Die 2. Liga ist extrem ausgeglichen. Es ist keineswegs nur eine Phrase, zu behaupten, jeder könne jeden schlagen. Es ist, wie viele Teams schon erfahren mussten – so auch unsere roten Bullen – schlicht Realität. Umso schwerer ist es, klare Abstiegskandidaten zu benennen. Dennoch glauben wir, für diese Teams muss die erste Priorität sein, erst einmal die Klasse zu halten.
SV Sandhausen
Der SV Sandhausen schaffte den Klassenerhalt letzte Saison für viele unerwartet locker. Wenn man so will sogar zwei mal. Zunächst durch das denkwürdige 4:0 in unserer Heimstätte und dann noch einmal am letzten Spieltag, nachdem ein Dreipunktabzug wegen Lizenzverstößen verhängt worden war. Das gleiche Kunststück wird auch dieses Jahr nötig sein, denn die Strafe der DFL beinhaltete auch einen Abzug von drei Punkten für die kommende Saison.

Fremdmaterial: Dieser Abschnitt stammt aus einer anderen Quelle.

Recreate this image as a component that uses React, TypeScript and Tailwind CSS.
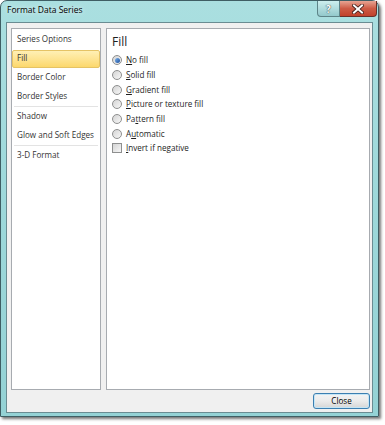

Große Sprünge können die Etatminimalisten auch diese Saison nicht machen. Doch mit ihrer Aussenseiterrolle wissen die Rand-Heidelberger sicher auch im nunmehr schon vierten Zweitligajahr umzugehen. Kontinuität ist Trumpf. Trainer Alois Schwarz geht ins dritte Jahr und auch die Mannschaft blieb großteils zusammen. Lediglich die Abgänge von Stammtorwart Riemann und der Abwehrmänner Kübler und Achenbach sind beim Stammpersonal zu beklagen. Mittelfeld und Sturm blieben beisammen. Vor allem auf die treffsicheren Bouhaddouz und Wooten (zusammen 17 Treffer) wird man wieder setzen.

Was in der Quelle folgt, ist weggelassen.